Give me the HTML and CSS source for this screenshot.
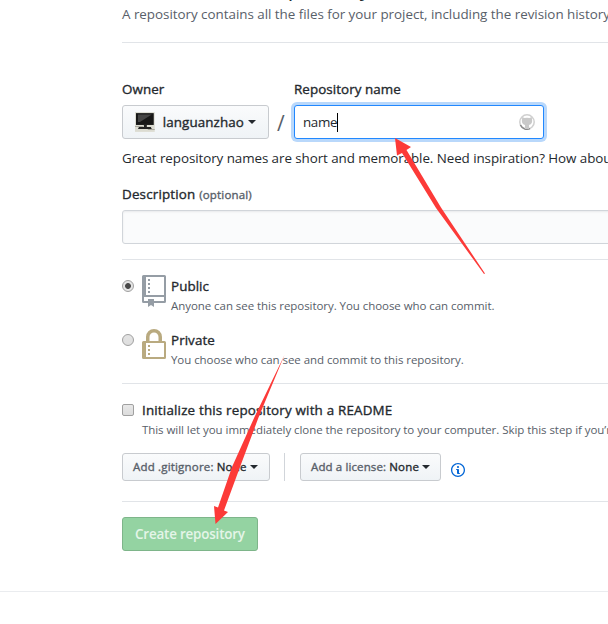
FILE: index.html
```
<!DOCTYPE html>
<html lang="en">
<head>
<meta charset="utf-8">
<title>Create a new repository</title>
<link rel="stylesheet" href="styles.css">
</head>
<body>
<main class="page">
  <header class="intro">
    <h1>Create a new repository</h1>
    <p>A repository contains all the files for your project, including the revision history.</p>
  </header>

  <section class="naming">
    <div class="name-row">
      <div class="field">
        <label class="tight">Owner</label>
        <button class="btn owner">
          <svg class="avatar" viewBox="0 0 20 20"><rect width="20" height="20" fill="#dcdcd2"/><path d="M1 1h18v12H1z" fill="#171717"/><path d="M3 2.5h14L5 10H3z" fill="#454545"/><path d="M9 13h3v2H9zM4 15h12l1 2H3z" fill="#222"/><path d="M0 14h8v1H0zM13 17h7v1h-7z" fill="#aaa99f"/></svg>
          <span>languanzhao</span><i class="caret"></i>
        </button>
      </div>
      <span class="slash">/</span>
      <div class="field">
        <label class="tight">Repository name</label>
        <div class="input focused"><span>name</span><i class="cursor"></i>
          <svg class="loader" viewBox="0 0 16 16"><circle cx="8" cy="8" r="7.2" fill="none" stroke="#d0d0d0" stroke-width="1.5"/><path d="M1.400 11A7.200 7.200 0 0 0 11 14.500" fill="none" stroke="#888" stroke-width="1.5"/><path d="M3.300 3.100l2.200 1q2.500-.6 5 0l2.200-1 .3 2.200q1 4.600-3 5.700l.2 4.100H5.800l.2-4.100q-4-1.100-3-5.700z" fill="#c9c9c9"/></svg>
        </div>
      </div>
    </div>
    <p class="hint">Great repository names are short and memorable. Need inspiration? How about</p>
    <label>Description <small>(optional)</small></label>
    <div class="input description"></div>
  </section>

  <section class="visibility">
    <div class="choice">
      <i class="radio checked"></i>
      <svg class="icon" viewBox="0 0 24 32" fill="#959da5"><path fill-rule="evenodd" d="M1.500 0h21A1.500 1.500 0 0 1 24 1.500v25a1.500 1.500 0 0 1-1.500 1.500H12v4l-3-2-3 2v-4H1.500A1.500 1.500 0 0 1 0 26.500v-25A1.500 1.500 0 0 1 1.500 0zM4 2v18h18V2zM2 22v4h4v-2h6v2h10v-4z"/><path d="M6 4h2v2H6zM6 8h2v2H6zM6 12h2v2H6zM6 16h2v2H6z"/></svg>
      <div class="copy"><b class="tight">Public</b><p>Anyone can see this repository. You choose who can commit.</p></div>
    </div>
    <div class="choice">
      <i class="radio"></i>
      <svg class="icon" viewBox="0 0 24 32" fill="#b9aa80"><path fill-rule="evenodd" d="M1.500 12H4V8a8 8 0 0 1 16 0v4h2.500a1.500 1.500 0 0 1 1.500 1.500v15a1.500 1.500 0 0 1-1.500 1.500h-21A1.500 1.500 0 0 1 0 28.500v-15A1.500 1.500 0 0 1 1.500 12zM7.500 12h9V8a4.500 4.500 0 0 0-9 0zM4 14v14h18V14z"/><path d="M6 16h2v2H6zM6 20h2v2H6zM6 24h2v2H6z"/></svg>
      <div class="copy"><b class="tight">Private</b><p>You choose who can see and commit to this repository.</p></div>
    </div>
  </section>

  <section class="initialize">
    <div class="choice">
      <i class="checkbox"></i>
      <div class="copy"><b>Initialize this repository with a README</b><p>This will let you immediately clone the repository to your computer. Skip this step if you’re</p></div>
    </div>
    <div class="menus">
      <button class="btn small ignore"><span>Add .gitignore: <b>None</b></span><i class="caret"></i></button>
      <i class="divider"></i>
      <button class="btn small license"><span>Add a license: <b>None</b></span><i class="caret"></i></button>
      <svg class="info" viewBox="0 0 14 16"><path fill="#0366d6" fill-rule="evenodd" d="M6.300 5.690a.942.942 0 0 1-.28-.7c0-.28.09-.52.28-.7.190-.18.420-.28.7-.28.280 0 .520.090.7.280.180.190.280.420.280.7 0 .280-.09.520-.28.7a1 1 0 0 1-.7.300c-.28 0-.52-.11-.7-.300zM8 7.990c-.02-.25-.11-.48-.31-.69-.2-.19-.42-.3-.69-.31H6c-.27.020-.48.130-.69.310-.2.200-.3.440-.31.690h1v3c.020.270.110.500.310.690.200.200.420.310.690.310h1c.270 0 .480-.11.690-.31.200-.19.300-.42.310-.69H8V7.980v.010zM7 2.300c-3.140 0-5.700 2.540-5.700 5.680 0 3.140 2.560 5.700 5.700 5.700s5.700-2.550 5.700-5.700c0-3.150-2.560-5.690-5.700-5.690v.010zM7 .980c3.860 0 7 3.140 7 7s-3.140 7-7 7-7-3.120-7-7 3.140-7 7-7z"/></svg>
    </div>
  </section>

  <button class="btn create"><span>Create repository</span></button>
</main>
<footer class="footer"></footer>
<svg class="arrows" viewBox="0 0 608 624" fill="#fc3a38"><path d="M395 138l16 9-4.500 3L441 207.500l44 66-1 .5-48-66-34-55-5 2.500z"/><path d="M284.500 355L258.500 417.500 240 467 224 510.500l4 1.500-12.500 12L214 506l4 1.500L232 467l22.500-50z"/></svg>
</body>
</html>
```
FILE: styles.css
```
* { box-sizing: border-box; }
body {
  margin: 0;
  height: 624px;
  overflow: hidden;
  position: relative;
  background: #fff;
  color: #24292e;
  font: 13.4px/20px "Open Sans", "Noto Sans", sans-serif;
}
h1, p { margin: 0; white-space: nowrap; }
b, label, .btn { font-weight: 400; letter-spacing: .18px; -webkit-text-stroke: .35px; }
label { display: block; white-space: nowrap; height: 20px; }
.tight { letter-spacing: .07px; }
.page { width: 490px; margin-left: 118px; padding-left: 4px; overflow: hidden; }
.intro { height: 43px; border-bottom: 1px solid #e1e4e8; color: #586069; padding-top: 4px; letter-spacing: -.025px; }
h1 { font-size: 22px; font-weight: 400; line-height: 30px; margin-top: -32px; padding-bottom: 2px; letter-spacing: -.1px; word-spacing: 2px; color: #24292e; }
.naming { height: 217px; padding-top: 36px; border-bottom: 1px solid #e1e4e8; }
.name-row { display: flex; }
.field label { margin-bottom: 6px; }
.btn {
  display: flex;
  align-items: center;
  border: 1px solid #c8cbcf;
  border-radius: 3px;
  background: linear-gradient(#fafbfc, #eff3f6);
  color: #24292e;
  font-family: "Open Sans", "Noto Sans", sans-serif;
  font-size: 13.4px;
  line-height: 20px;
  white-space: nowrap;
  padding: 0 12px;
}
.owner { width: 147px; height: 34px; letter-spacing: .1px; }
.avatar { width: 20px; height: 20px; margin-right: 8px; }
.caret { border: 4px solid transparent; border-top-color: currentColor; border-bottom: 0; margin-left: 4px; }
.slash { width: 25px; padding: 32px 0 0 8px; font-size: 21px; line-height: 24px; color: #586069; }
.input { height: 34px; border: 1px solid #d1d5da; border-radius: 3px; background: #fafbfc; box-shadow: inset 0 1px 2px rgba(27,31,35,.075); }
.focused { width: 250px; display: flex; align-items: center; padding: 0 8px; background: #fff; border-color: #2188ff; box-shadow: 0 0 0 3px #b9d8fb; letter-spacing: -.35px; }
.cursor { width: 1px; height: 19px; background: #000; }
.loader { width: 16px; height: 16px; margin-left: auto; }
.hint { margin: 9px 0 16px; letter-spacing: -.075px; }
label + .description { margin-top: 6px; }
small { font-size: 11.500px; color: #586069; }
.description { width: 700px; }
.visibility { height: 124px; padding-top: 16px; border-bottom: 1px solid #e1e4e8; }
.choice { display: flex; height: 54px; }
.radio { flex: none; width: 12px; height: 12px; border: 1px solid #a0a0a0; border-radius: 50%; margin: 4px 8px 0 0; background: linear-gradient(#e4e4e4, #dedede); }
.checked { background: radial-gradient(circle, #484848 0 2.500px, #e4e4e4 3.300px); }
.icon { flex: none; width: 24px; height: 32px; margin: -1px 5px 0 0; }
.copy b { display: block; height: 20px; white-space: nowrap; }
.copy p { font-size: 11.500px; line-height: 20px; color: #586069; letter-spacing: -.055px; }
.initialize { height: 118px; padding-top: 16px; border-bottom: 1px solid #e1e4e8; }
.initialize .choice { height: 53px; }
.checkbox { flex: none; width: 12px; height: 12px; border: 1px solid #a0a0a0; border-radius: 2px; margin: 4px 8px 0 0; background: linear-gradient(#e8e8e8, #dcdcdc); }
.menus { display: flex; align-items: flex-start; }
.small { height: 28px; padding: 0 10px; font-size: 11.500px; color: #586069; }
.small b, .small .caret { color: #24292e; }
.small .caret { margin-left: 3px; }
.ignore { width: 148px; }
.license { width: 141px; letter-spacing: .12px; }
.divider { width: 1px; height: 28px; margin: 0 15px 0 14px; background: #d1d5da; }
.info { width: 14px; height: 16px; margin: 9px 0 0 10px; }
.create { width: 136px; height: 34px; margin-top: 15px; background: #94d3a2; border-color: #7eb58a; color: #e4f5e8; font-weight: 600; letter-spacing: -.18px; -webkit-text-stroke: 0; }
.footer { margin-top: 40px; border-top: 1px solid #eaecef; }
.arrows { position: absolute; left: 0; top: 0; width: 608px; height: 624px; }
```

### WORK TO BE COMPLETED:
Pull out the lines above in which the word "this" appears.

### FINAL RESULT:
Give me the HTML and CSS source for this screenshot.
      <div class="copy"><b class="tight">Public</b><p>Anyone can see this repository. You choose who can commit.</p></div>
      <div class="copy"><b class="tight">Private</b><p>You choose who can see and commit to this repository.</p></div>
      <div class="copy"><b>Initialize this repository with a README</b><p>This will let you immediately clone the repository to your computer. Skip this step if you’re</p></div>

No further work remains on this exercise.